→ Given request
Count how many lines contain "this" and reply with that number only.

→ Provided entries
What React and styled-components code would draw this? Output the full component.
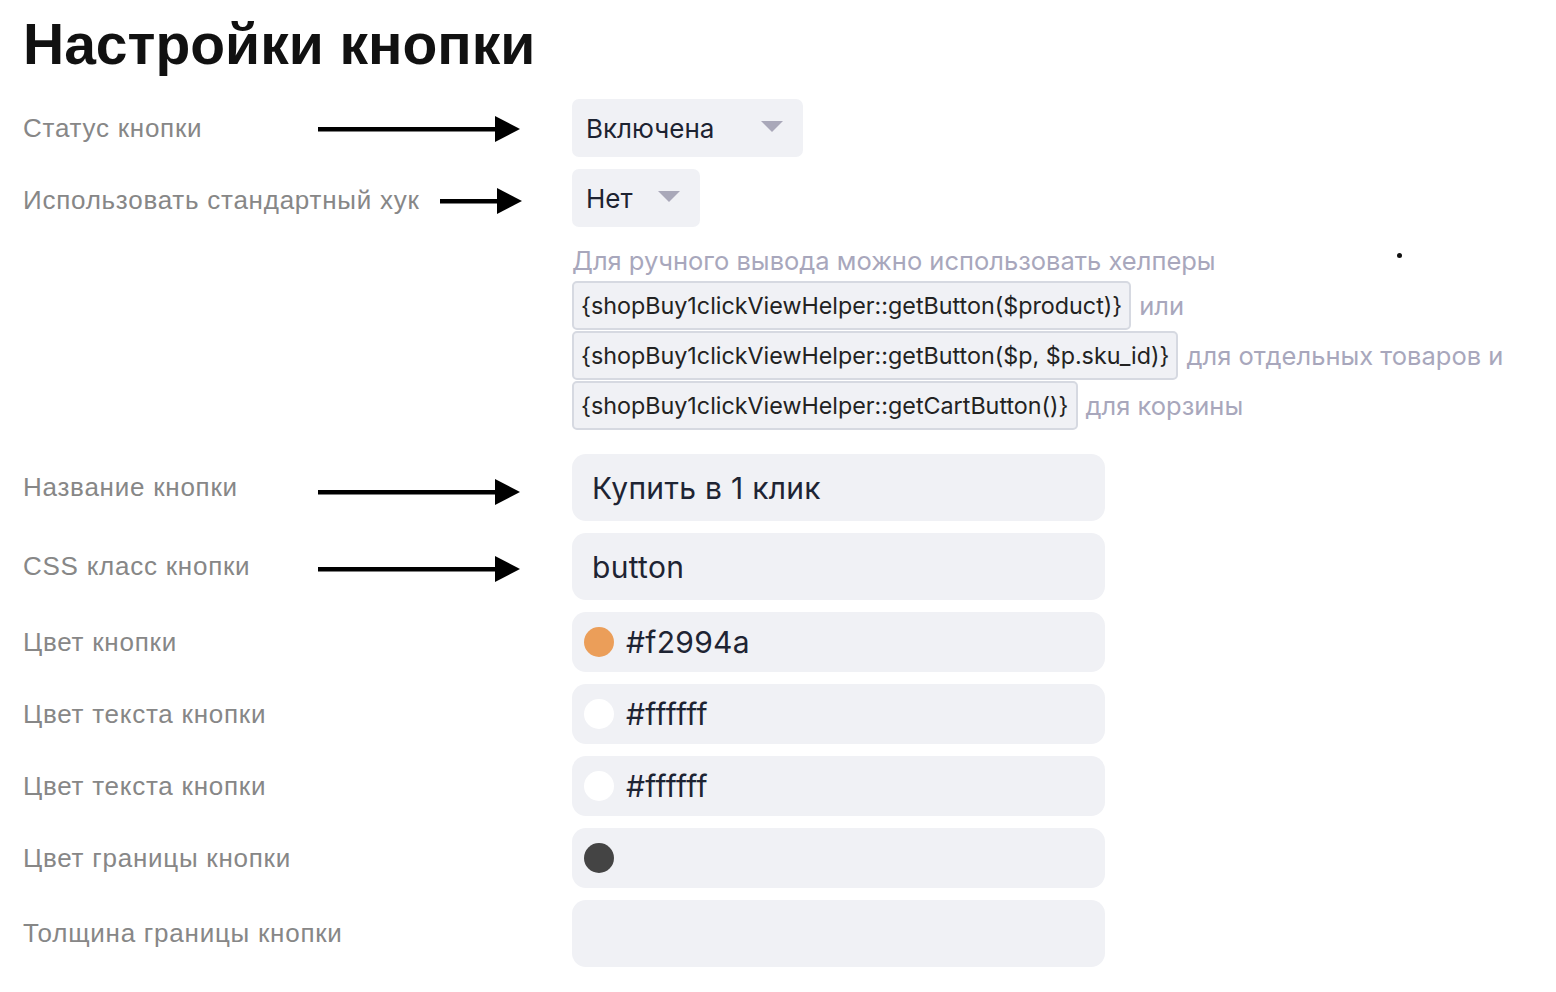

--

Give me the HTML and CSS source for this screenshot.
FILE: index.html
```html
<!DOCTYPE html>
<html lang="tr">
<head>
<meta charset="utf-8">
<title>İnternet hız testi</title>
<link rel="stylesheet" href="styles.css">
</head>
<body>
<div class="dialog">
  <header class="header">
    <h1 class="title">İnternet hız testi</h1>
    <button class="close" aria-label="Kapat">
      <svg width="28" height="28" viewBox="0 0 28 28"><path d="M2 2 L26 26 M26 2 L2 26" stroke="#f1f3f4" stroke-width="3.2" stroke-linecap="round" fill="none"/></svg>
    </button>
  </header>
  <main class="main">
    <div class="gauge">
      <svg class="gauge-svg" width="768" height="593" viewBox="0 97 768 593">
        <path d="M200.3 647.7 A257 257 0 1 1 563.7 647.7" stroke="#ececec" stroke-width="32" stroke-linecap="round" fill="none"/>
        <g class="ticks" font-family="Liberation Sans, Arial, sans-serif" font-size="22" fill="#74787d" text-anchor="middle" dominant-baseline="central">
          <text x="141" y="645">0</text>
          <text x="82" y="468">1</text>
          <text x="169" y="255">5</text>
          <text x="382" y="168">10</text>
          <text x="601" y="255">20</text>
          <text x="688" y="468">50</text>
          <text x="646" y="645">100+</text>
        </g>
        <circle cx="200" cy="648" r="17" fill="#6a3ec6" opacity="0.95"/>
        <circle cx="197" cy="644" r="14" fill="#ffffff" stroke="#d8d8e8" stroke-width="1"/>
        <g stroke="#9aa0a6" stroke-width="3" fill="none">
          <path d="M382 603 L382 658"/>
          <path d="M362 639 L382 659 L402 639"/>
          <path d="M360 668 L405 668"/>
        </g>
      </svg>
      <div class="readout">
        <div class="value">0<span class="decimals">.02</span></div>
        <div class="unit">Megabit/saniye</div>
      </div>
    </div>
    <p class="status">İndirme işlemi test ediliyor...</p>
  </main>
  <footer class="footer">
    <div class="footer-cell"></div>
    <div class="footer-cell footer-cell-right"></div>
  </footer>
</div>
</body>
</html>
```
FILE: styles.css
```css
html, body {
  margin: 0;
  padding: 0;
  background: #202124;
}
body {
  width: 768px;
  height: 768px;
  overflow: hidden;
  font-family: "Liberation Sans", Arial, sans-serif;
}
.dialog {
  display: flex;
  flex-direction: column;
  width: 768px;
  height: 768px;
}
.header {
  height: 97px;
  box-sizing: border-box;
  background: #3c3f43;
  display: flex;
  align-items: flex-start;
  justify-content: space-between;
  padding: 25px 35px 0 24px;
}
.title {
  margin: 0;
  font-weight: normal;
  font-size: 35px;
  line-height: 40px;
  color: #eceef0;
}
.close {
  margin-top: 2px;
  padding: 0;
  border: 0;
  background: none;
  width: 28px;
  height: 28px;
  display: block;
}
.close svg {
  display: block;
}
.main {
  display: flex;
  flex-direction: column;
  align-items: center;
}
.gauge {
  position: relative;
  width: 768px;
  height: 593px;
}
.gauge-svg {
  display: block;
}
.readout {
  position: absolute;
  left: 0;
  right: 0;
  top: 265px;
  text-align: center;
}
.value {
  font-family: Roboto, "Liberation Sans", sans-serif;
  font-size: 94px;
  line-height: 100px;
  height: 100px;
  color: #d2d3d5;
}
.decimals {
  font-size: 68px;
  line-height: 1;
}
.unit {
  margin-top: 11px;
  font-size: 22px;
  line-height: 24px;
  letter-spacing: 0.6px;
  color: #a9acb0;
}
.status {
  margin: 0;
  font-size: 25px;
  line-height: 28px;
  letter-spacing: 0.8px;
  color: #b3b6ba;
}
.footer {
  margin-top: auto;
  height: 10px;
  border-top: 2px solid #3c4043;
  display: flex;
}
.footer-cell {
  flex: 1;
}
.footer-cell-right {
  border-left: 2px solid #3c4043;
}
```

→ Result of the exercise
2